The HAPPINESS Project, which works to increase access to evidence-based treatments for mental, neurological, and substance use disorders in Nigeria, has been awarded a Hecht Award at Yale.

The award promotes new, collaborative research and projects from across the university. It is endowed in the Yale School of Public Health and matched by the Yale Institute for Global Health and the Whitney and Betty MacMillan Center for International and Area Studies at Yale.

The HAPPINESS Project provides training, ongoing clinical support, and refresher training for primary care teams in Nigeria. It is led by Theddeus Iheanacho, MD, Associate Professor of Psychiatry.

The program is concentrated in remote Imo State, one of 36 states in Nigeria, where it is virtually impossible to get a mental health care referral. There are no psychiatric hospitals across the 2,135-square-mile territory, and the state counts only one full-time psychiatrist to serve its nearly 5 million residents.

Iheanacho said the award will help his project bring mental health treatment to a larger area of Nigeria by strengthening the framework and expanding and scaling to other parts of Imo State.

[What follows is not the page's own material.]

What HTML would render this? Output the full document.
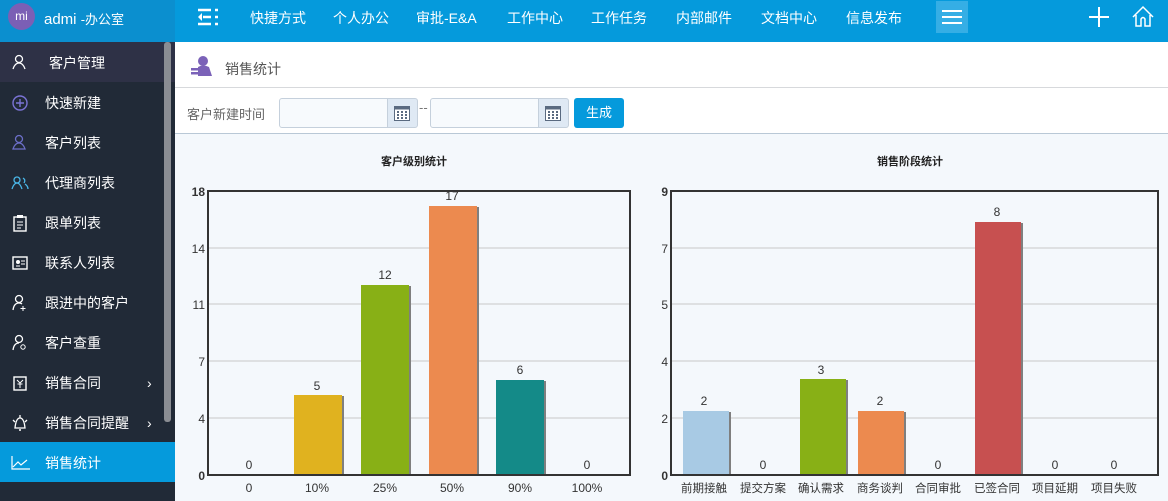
<!DOCTYPE html>
<html><head><meta charset="utf-8"><style>
*{margin:0;padding:0;box-sizing:border-box}
body{width:1168px;height:501px;overflow:hidden;font-family:"Liberation Sans","Noto Sans CJK SC",sans-serif;background:#f4f8fc;position:relative}
.a{position:absolute}
.top{left:0;top:0;width:1168px;height:42px;background:#059adc}
.logo{left:0;top:0;width:175px;height:42px;background:#0b8fcf}
.nav{top:0;height:36px;line-height:36px;color:#fff;font-size:14px}
.side{left:0;top:42px;width:175px;height:459px;background:#212a37}
.item{left:0;width:175px;height:40px;line-height:40px;color:#fff;font-size:14px}
.item span{position:absolute;left:45px}
.item svg{position:absolute;left:11px;top:11px}
</style></head><body>
<div class="a top"></div>
<div class="a logo"></div>
<div class="a" style="left:8px;top:3px;width:27px;height:27px;border-radius:50%;background:#7b5fb5;color:#fff;font-size:12px;line-height:26px;text-align:center">mi</div>
<div class="a" style="left:44px;top:9px;color:#fff;font-size:15px">admi <span style="font-size:13px">-办公室</span></div>
<svg class="a" style="left:197px;top:8px" width="22" height="18"><g stroke="#fff" stroke-width="2.5"><line x1="1" y1="2" x2="14" y2="2"/><line x1="6" y1="9" x2="14" y2="9"/><line x1="1" y1="16" x2="14" y2="16"/><line x1="18" y1="2" x2="21" y2="2"/><line x1="18" y1="9" x2="21" y2="9"/><line x1="18" y1="16" x2="21" y2="16"/></g><path d="M5 5 L1 9 L5 13" fill="#fff"/></svg>
<div class="a nav" style="left:250px">快捷方式</div>
<div class="a nav" style="left:333px">个人办公</div>
<div class="a nav" style="left:416px">审批-E&amp;A</div>
<div class="a nav" style="left:507px">工作中心</div>
<div class="a nav" style="left:591px">工作任务</div>
<div class="a nav" style="left:676px">内部邮件</div>
<div class="a nav" style="left:761px">文档中心</div>
<div class="a nav" style="left:846px">信息发布</div>
<div class="a" style="left:936px;top:1px;width:32px;height:32px;background:#35aee5"></div>
<svg class="a" style="left:942px;top:9px" width="20" height="16"><g stroke="#fff" stroke-width="2"><line x1="0" y1="2" x2="20" y2="2"/><line x1="0" y1="8" x2="20" y2="8"/><line x1="0" y1="14" x2="20" y2="14"/></g></svg>
<svg class="a" style="left:1088px;top:6px" width="22" height="22"><g stroke="#fff" stroke-width="2"><line x1="11" y1="1" x2="11" y2="21"/><line x1="1" y1="11" x2="21" y2="11"/></g></svg>
<svg class="a" style="left:1131px;top:5px" width="24" height="22"><path d="M2 12 L12 2 L22 12 M5 10 V21 H10 V14 Q12 11 14 14 V21 H19 V10" fill="none" stroke="#fff" stroke-width="1.5"/></svg>

<div class="a side"></div>
<div class="a" style="left:0;top:42px;width:175px;height:40px;background:#2e3146"></div>
<div class="a" style="left:164px;top:42px;width:7px;height:380px;background:#8a8d93;border-radius:3px"></div>
<div class="a" style="left:0;top:442px;width:175px;height:40px;background:#059adc"></div>
<div class="a item" style="top:43px"><svg width="18" height="18"><circle cx="8" cy="5" r="3.5" fill="none" stroke="#fff" stroke-width="1.3"/><path d="M2 15 Q4 9 8 9 Q12 9 14 15" fill="none" stroke="#fff" stroke-width="1.3"/></svg><span style="left:49px">客户管理</span></div>
<div class="a item" style="top:83px"><svg width="18" height="18"><circle cx="9" cy="9" r="7" fill="none" stroke="#7b74d6" stroke-width="1.4"/><path d="M9 5V13M5 9H13" stroke="#7b74d6" stroke-width="1.4"/></svg><span>快速新建</span></div>
<div class="a item" style="top:123px"><svg width="18" height="18"><circle cx="8" cy="5" r="3.5" fill="none" stroke="#6c6fc9" stroke-width="1.3"/><path d="M2 15 Q4 9 8 9 Q12 9 14 15 Z" fill="none" stroke="#6c6fc9" stroke-width="1.3"/></svg><span>客户列表</span></div>
<div class="a item" style="top:163px"><svg width="18" height="18"><circle cx="6" cy="6" r="3" fill="none" stroke="#4ab7e8" stroke-width="1.3"/><path d="M1 15 Q3 9 6 9 Q9 9 11 15 M12 4 Q15 6 13 9 M14 10 Q17 12 17 15" fill="none" stroke="#4ab7e8" stroke-width="1.3"/></svg><span>代理商列表</span></div>
<div class="a item" style="top:203px"><svg width="18" height="18"><rect x="3" y="3" width="12" height="14" fill="none" stroke="#fff" stroke-width="1.4"/><rect x="6" y="1" width="6" height="3" fill="#fff"/><path d="M6 8H12M6 11H12M6 14H10" stroke="#fff"/></svg><span>跟单列表</span></div>
<div class="a item" style="top:243px"><svg width="18" height="18"><rect x="2" y="3" width="14" height="12" fill="none" stroke="#fff" stroke-width="1.4"/><circle cx="7" cy="8" r="2" fill="#fff"/><path d="M10 7H14M10 10H14M5 12H9" stroke="#fff"/></svg><span>联系人列表</span></div>
<div class="a item" style="top:283px"><svg width="18" height="18"><circle cx="8" cy="5" r="3.5" fill="none" stroke="#fff" stroke-width="1.3"/><path d="M2 16 Q3 9 8 9 Q10 9 11 10" fill="none" stroke="#fff" stroke-width="1.3"/><path d="M12 12V17M9.5 14.5H14.5" stroke="#fff"/></svg><span>跟进中的客户</span></div>
<div class="a item" style="top:323px"><svg width="18" height="18"><circle cx="8" cy="5" r="3.5" fill="none" stroke="#fff" stroke-width="1.3"/><path d="M2 16 Q3 9 8 9" fill="none" stroke="#fff" stroke-width="1.3"/><circle cx="12" cy="13" r="2.2" fill="none" stroke="#fff"/></svg><span>客户查重</span></div>
<div class="a item" style="top:363px"><svg width="18" height="18"><rect x="3" y="3" width="12" height="13" fill="none" stroke="#fff" stroke-width="1.4"/><path d="M6 6L9 9L12 6M9 9V14M6.5 10H11.5" stroke="#fff" fill="none"/></svg><span>销售合同</span><span style="left:147px">›</span></div>
<div class="a item" style="top:403px"><svg width="18" height="18"><path d="M4 14 Q5 4 9 4 Q13 4 14 14 Z M9 1V4M2 6L4 8M16 6L14 8" fill="none" stroke="#fff" stroke-width="1.3"/><circle cx="9" cy="16" r="1" fill="#fff"/></svg><span>销售合同提醒</span><span style="left:147px">›</span></div>
<div class="a item" style="top:443px"><svg width="20" height="18"><path d="M1 2V15H19M2 13L7 8L10 11L16 6" fill="none" stroke="#fff" stroke-width="1.2"/></svg><span>销售统计</span></div>

<div class="a" style="left:175px;top:42px;width:993px;height:46px;background:#fff;border-bottom:1px solid #d7d9dc"></div>
<svg class="a" style="left:190px;top:55px" width="24" height="22"><circle cx="13" cy="6" r="5" fill="#7b62b8"/><path d="M8 12 Q13 9 19 12 L22 21 H8Z" fill="#7b62b8"/><rect x="1" y="13" width="11" height="2.5" fill="#7b62b8"/><rect x="1" y="17" width="11" height="2.5" fill="#7b62b8"/></svg>
<div class="a" style="left:225px;top:59px;font-size:14px;color:#555">销售统计</div>
<div class="a" style="left:175px;top:88px;width:993px;height:46px;background:#fff;border-bottom:1px solid #b9c8d6"></div>
<div class="a" style="left:187px;top:104px;font-size:13px;color:#666">客户新建时间</div>
<div class="a" style="left:279px;top:98px;width:110px;height:30px;border:1px solid #c5d0dc;border-radius:3px 0 0 3px;background:#f7fafd"></div>
<div class="a" style="left:387px;top:98px;width:31px;height:30px;border:1px solid #c5d0dc;border-radius:0 3px 3px 0;background:#dfe9f4"></div>
<div class="a" style="left:419px;top:100px;font-size:13px;color:#777">--</div>
<div class="a" style="left:430px;top:98px;width:110px;height:30px;border:1px solid #c5d0dc;border-radius:3px 0 0 3px;background:#f7fafd"></div>
<div class="a" style="left:538px;top:98px;width:31px;height:30px;border:1px solid #c5d0dc;border-radius:0 3px 3px 0;background:#dfe9f4"></div>
<svg class="a" style="left:394px;top:104px" width="16" height="17"><rect x="0.5" y="2.5" width="15" height="14" fill="#fff" stroke="#5a6a80"/><rect x="0.5" y="2.5" width="15" height="3" fill="#5a6a80"/><g fill="#5a6a80"><rect x="3" y="7" width="2" height="2"/><rect x="7" y="7" width="2" height="2"/><rect x="11" y="7" width="2" height="2"/><rect x="3" y="10" width="2" height="2"/><rect x="7" y="10" width="2" height="2"/><rect x="11" y="10" width="2" height="2"/><rect x="3" y="13" width="2" height="2"/><rect x="7" y="13" width="2" height="2"/><rect x="11" y="13" width="2" height="2"/></g></svg>
<svg class="a" style="left:545px;top:104px" width="16" height="17"><rect x="0.5" y="2.5" width="15" height="14" fill="#fff" stroke="#5a6a80"/><rect x="0.5" y="2.5" width="15" height="3" fill="#5a6a80"/><g fill="#5a6a80"><rect x="3" y="7" width="2" height="2"/><rect x="7" y="7" width="2" height="2"/><rect x="11" y="7" width="2" height="2"/><rect x="3" y="10" width="2" height="2"/><rect x="7" y="10" width="2" height="2"/><rect x="11" y="10" width="2" height="2"/><rect x="3" y="13" width="2" height="2"/><rect x="7" y="13" width="2" height="2"/><rect x="11" y="13" width="2" height="2"/></g></svg>
<div class="a" style="left:574px;top:98px;width:50px;height:30px;background:#059adc;border-radius:3px;color:#fff;font-size:13px;line-height:30px;text-align:center">生成</div>

<svg class="a" style="left:175px;top:135px" width="993" height="366" font-family="Liberation Sans,Noto Sans CJK SC,sans-serif" font-size="12" fill="#333">
<g transform="translate(-175,-135)">
<text x="414" y="165" text-anchor="middle" font-weight="bold" font-size="11" fill="#222">客户级别统计</text>
<text x="910" y="165" text-anchor="middle" font-weight="bold" font-size="11" fill="#222">销售阶段统计</text>
<g stroke="#c8c8c8"><line x1="208" y1="418" x2="630" y2="418"/><line x1="208" y1="361" x2="630" y2="361"/><line x1="208" y1="304" x2="630" y2="304"/><line x1="208" y1="248" x2="630" y2="248"/>
<line x1="671" y1="418" x2="1158" y2="418"/><line x1="671" y1="361" x2="1158" y2="361"/><line x1="671" y1="304" x2="1158" y2="304"/><line x1="671" y1="248" x2="1158" y2="248"/></g>
<rect x="296" y="396" width="48" height="79" fill="#7f7f7f"/><rect x="294" y="395" width="48" height="80" fill="#e0b21f"/>
<rect x="363" y="286" width="48" height="189" fill="#7f7f7f"/><rect x="361" y="285" width="48" height="190" fill="#88b016"/>
<rect x="431" y="207" width="48" height="268" fill="#7f7f7f"/><rect x="429" y="206" width="48" height="269" fill="#ec8a4f"/>
<rect x="498" y="381" width="48" height="94" fill="#7f7f7f"/><rect x="496" y="380" width="48" height="95" fill="#148a88"/>
<g text-anchor="middle"><text x="249" y="469">0</text><text x="317" y="390">5</text><text x="385" y="279">12</text><text x="452" y="200">17</text><text x="520" y="374">6</text><text x="587" y="469">0</text>
<text x="249" y="492">0</text><text x="317" y="492">10%</text><text x="385" y="492">25%</text><text x="452" y="492">50%</text><text x="520" y="492">90%</text><text x="587" y="492">100%</text></g>
<g text-anchor="end"><text x="205" y="196" font-weight="bold">18</text><text x="205" y="253">14</text><text x="205" y="309">11</text><text x="205" y="366">7</text><text x="205" y="423">4</text><text x="205" y="480" font-weight="bold">0</text></g>
<rect x="208" y="191" width="422" height="284" fill="none" stroke="#333" stroke-width="2"/>
<rect x="685" y="412" width="46" height="63" fill="#7f7f7f"/><rect x="683" y="411" width="46" height="64" fill="#a8cae4"/>
<rect x="802" y="380" width="46" height="95" fill="#7f7f7f"/><rect x="800" y="379" width="46" height="96" fill="#88b016"/>
<rect x="860" y="412" width="46" height="63" fill="#7f7f7f"/><rect x="858" y="411" width="46" height="64" fill="#ec8a4f"/>
<rect x="977" y="223" width="46" height="252" fill="#7f7f7f"/><rect x="975" y="222" width="46" height="253" fill="#c75050"/>
<g text-anchor="middle"><text x="704" y="405">2</text><text x="763" y="469">0</text><text x="821" y="374">3</text><text x="880" y="405">2</text><text x="938" y="469">0</text><text x="997" y="216">8</text><text x="1055" y="469">0</text><text x="1114" y="469">0</text>
<g font-size="11.5"><text x="704" y="492">前期接触</text><text x="763" y="492">提交方案</text><text x="821" y="492">确认需求</text><text x="880" y="492">商务谈判</text><text x="938" y="492">合同审批</text><text x="997" y="492">已签合同</text><text x="1055" y="492">项目延期</text><text x="1114" y="492">项目失败</text></g></g>
<g text-anchor="end"><text x="668" y="196" font-weight="bold">9</text><text x="668" y="253">7</text><text x="668" y="309">5</text><text x="668" y="366">4</text><text x="668" y="423">2</text><text x="668" y="480" font-weight="bold">0</text></g>
<rect x="671" y="191" width="487" height="284" fill="none" stroke="#333" stroke-width="2"/>
</g></svg>
</body></html>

“With the Hecht Award, we will enhance mobile telemedicine support and expand services to more parts of Imo State and obtain the data necessary to seek outside funding for scale up and implementation studies,” Iheanacho said. “We are truly excited, grateful and looking forward to making the most of this opportunity.”

If effective, the HAPPINESS Intervention would be poised to scale up across Nigeria and throughout sub-Saharan Africa through a network of collaborators and partners.